Front-end source files:
--- start ---

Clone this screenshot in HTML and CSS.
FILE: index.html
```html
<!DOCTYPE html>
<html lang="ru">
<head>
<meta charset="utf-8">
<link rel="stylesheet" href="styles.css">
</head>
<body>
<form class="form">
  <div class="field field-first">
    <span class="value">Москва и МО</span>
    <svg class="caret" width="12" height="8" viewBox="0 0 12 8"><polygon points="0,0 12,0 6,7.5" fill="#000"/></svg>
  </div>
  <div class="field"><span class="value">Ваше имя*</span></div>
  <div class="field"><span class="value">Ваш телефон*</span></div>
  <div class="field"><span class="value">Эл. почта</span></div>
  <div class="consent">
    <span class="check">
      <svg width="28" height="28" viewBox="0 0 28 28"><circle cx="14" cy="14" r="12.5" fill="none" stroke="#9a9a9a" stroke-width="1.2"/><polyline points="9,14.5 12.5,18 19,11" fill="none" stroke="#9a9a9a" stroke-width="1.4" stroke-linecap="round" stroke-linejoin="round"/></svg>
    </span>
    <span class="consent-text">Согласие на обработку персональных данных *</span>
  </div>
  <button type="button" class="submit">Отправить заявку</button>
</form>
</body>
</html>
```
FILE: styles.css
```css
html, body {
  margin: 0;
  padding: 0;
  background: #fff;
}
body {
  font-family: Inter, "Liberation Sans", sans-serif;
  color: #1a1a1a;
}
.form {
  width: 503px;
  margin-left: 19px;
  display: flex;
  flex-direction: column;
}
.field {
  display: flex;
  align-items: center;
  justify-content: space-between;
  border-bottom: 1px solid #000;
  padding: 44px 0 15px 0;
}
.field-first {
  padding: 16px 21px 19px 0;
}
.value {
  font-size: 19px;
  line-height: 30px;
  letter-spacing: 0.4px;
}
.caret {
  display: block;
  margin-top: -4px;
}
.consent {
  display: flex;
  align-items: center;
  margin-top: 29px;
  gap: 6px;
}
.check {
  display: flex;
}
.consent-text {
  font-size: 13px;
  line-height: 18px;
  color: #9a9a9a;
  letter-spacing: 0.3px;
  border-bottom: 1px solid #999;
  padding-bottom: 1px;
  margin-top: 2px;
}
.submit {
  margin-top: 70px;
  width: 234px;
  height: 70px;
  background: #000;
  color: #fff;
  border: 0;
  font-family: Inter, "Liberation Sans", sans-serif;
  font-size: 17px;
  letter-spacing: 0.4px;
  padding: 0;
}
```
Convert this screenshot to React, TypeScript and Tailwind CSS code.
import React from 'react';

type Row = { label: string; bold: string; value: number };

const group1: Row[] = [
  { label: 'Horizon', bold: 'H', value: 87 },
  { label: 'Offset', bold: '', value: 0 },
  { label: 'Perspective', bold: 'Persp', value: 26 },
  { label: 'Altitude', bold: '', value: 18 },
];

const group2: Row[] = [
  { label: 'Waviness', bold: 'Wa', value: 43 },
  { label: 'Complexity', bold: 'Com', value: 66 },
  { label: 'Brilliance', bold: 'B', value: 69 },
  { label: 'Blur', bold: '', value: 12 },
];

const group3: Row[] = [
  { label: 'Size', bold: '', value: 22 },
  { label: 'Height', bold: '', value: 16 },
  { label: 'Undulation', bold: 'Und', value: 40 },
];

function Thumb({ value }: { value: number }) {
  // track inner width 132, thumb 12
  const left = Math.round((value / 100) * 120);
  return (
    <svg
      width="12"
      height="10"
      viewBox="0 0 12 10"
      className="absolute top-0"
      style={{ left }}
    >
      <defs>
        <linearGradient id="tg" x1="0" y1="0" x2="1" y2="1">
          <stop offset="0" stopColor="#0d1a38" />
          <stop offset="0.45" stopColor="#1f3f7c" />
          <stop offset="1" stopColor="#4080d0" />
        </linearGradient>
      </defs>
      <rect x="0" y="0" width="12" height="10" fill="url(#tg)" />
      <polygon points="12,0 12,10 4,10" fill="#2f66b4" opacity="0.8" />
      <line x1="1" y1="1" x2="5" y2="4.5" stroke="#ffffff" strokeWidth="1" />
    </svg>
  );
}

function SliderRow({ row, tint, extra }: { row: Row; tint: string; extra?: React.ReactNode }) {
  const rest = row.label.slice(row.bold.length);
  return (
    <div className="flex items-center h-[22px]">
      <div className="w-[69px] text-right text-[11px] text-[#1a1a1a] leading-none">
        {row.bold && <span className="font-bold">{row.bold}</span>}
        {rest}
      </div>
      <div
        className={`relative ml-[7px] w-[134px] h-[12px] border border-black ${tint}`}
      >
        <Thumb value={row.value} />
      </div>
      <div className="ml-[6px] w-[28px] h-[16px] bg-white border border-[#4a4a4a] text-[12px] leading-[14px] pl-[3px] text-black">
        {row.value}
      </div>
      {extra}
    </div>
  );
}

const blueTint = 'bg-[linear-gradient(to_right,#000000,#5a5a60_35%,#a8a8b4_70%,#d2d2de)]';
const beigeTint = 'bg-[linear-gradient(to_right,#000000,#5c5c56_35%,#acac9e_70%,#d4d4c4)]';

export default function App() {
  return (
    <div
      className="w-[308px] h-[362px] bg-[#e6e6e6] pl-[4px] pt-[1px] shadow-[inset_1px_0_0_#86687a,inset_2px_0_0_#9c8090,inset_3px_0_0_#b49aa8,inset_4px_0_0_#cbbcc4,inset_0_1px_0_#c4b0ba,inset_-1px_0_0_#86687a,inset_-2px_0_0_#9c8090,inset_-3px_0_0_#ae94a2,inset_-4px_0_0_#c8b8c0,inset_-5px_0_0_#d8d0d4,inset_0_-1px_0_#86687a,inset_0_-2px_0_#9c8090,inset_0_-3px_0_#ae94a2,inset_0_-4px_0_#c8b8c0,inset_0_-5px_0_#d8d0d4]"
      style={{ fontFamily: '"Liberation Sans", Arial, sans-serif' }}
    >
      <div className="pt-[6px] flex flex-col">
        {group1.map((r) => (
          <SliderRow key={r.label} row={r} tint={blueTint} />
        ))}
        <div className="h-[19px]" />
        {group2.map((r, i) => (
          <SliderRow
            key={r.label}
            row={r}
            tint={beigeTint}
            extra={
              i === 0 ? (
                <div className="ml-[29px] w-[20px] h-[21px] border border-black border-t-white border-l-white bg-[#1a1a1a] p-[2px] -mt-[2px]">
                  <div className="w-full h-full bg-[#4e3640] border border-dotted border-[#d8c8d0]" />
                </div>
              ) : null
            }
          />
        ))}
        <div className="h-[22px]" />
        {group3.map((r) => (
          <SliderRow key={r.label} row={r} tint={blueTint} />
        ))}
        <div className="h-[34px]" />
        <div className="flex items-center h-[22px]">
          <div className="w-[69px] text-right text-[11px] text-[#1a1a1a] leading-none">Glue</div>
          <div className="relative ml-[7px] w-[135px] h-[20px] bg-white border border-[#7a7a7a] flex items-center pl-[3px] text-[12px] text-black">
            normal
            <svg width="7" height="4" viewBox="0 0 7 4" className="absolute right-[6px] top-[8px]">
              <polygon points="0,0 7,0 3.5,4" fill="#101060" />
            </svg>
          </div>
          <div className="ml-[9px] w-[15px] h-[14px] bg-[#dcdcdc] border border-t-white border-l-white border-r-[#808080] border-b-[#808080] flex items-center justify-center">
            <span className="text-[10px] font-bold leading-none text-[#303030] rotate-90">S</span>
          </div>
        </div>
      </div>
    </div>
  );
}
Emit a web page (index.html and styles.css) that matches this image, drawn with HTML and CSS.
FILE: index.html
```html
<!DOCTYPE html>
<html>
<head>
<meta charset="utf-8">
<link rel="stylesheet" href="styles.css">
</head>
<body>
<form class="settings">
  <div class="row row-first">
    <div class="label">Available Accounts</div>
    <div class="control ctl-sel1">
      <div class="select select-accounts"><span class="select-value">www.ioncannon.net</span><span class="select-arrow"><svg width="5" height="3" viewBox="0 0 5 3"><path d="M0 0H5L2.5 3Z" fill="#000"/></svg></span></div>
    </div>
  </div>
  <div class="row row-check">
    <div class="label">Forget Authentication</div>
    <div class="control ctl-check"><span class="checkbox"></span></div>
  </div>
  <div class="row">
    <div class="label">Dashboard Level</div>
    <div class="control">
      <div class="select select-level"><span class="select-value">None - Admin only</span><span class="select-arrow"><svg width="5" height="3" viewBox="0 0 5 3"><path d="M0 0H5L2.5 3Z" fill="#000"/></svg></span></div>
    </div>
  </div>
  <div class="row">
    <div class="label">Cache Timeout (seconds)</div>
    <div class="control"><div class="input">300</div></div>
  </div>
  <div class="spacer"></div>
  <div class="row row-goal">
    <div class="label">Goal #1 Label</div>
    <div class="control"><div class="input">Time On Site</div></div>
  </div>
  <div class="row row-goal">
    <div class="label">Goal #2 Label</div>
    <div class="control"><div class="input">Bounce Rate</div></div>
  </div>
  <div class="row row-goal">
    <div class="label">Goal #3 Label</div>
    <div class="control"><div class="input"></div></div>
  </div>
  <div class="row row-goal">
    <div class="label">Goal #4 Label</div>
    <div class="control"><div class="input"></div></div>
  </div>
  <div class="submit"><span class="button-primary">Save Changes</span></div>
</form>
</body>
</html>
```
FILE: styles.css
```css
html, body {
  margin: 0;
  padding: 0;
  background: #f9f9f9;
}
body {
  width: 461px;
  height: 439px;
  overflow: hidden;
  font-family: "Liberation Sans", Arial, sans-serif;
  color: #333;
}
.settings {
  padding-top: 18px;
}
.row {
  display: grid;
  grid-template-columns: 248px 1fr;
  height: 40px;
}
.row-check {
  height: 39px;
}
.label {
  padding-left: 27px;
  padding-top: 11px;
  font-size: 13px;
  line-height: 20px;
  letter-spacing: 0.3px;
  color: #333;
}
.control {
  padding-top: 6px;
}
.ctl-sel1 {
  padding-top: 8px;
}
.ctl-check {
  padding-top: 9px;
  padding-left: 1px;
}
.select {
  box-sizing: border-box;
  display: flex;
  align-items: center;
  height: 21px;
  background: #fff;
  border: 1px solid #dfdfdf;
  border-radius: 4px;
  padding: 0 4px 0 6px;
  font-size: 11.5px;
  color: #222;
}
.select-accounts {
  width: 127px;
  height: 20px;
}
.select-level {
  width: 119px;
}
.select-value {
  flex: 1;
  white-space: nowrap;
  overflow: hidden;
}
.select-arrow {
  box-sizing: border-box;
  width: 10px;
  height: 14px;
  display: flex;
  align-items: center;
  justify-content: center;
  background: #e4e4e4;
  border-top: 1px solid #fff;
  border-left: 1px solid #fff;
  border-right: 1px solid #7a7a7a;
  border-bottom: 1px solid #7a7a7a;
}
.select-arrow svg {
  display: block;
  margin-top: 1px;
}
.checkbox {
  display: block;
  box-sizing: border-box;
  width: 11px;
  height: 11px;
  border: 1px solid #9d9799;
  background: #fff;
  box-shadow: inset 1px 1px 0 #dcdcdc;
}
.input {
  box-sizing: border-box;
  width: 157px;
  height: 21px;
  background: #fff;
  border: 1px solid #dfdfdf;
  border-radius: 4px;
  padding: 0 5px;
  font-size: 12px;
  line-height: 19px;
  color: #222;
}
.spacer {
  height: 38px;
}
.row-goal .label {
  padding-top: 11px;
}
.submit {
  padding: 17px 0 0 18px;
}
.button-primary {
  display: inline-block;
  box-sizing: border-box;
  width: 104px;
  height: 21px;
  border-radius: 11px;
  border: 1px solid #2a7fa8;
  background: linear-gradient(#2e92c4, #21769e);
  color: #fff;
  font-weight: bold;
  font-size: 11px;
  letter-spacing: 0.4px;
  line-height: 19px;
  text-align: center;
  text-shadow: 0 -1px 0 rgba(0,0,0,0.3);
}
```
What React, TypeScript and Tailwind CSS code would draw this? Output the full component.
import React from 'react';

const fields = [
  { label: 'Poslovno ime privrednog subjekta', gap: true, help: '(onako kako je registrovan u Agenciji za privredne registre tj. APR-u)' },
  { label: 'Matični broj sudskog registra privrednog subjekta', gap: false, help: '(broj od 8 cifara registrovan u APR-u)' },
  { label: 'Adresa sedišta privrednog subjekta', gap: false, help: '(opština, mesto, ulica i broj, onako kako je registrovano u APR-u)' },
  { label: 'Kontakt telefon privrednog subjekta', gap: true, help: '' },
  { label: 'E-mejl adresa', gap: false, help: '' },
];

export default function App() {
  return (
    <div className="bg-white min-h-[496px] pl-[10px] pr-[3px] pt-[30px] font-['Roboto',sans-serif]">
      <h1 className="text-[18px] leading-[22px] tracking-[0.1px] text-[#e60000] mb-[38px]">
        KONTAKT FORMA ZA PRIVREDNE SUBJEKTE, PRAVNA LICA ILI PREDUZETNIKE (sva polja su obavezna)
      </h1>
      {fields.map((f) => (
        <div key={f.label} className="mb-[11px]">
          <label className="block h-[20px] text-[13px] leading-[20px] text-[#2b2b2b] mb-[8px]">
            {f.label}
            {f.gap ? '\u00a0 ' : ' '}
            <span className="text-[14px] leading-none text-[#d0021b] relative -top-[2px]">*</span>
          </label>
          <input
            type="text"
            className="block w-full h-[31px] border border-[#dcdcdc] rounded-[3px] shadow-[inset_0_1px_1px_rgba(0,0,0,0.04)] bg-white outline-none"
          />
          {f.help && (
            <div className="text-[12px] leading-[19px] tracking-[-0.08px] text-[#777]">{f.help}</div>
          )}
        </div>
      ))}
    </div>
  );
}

--- end ---

▸ Required work: Select every line in the material above where the string "this" occurs, and copy it.

▸ Output of the task:
Clone this screenshot in HTML and CSS.
Convert this screenshot to React, TypeScript and Tailwind CSS code.
Emit a web page (index.html and styles.css) that matches this image, drawn with HTML and CSS.
What React, TypeScript and Tailwind CSS code would draw this? Output the full component.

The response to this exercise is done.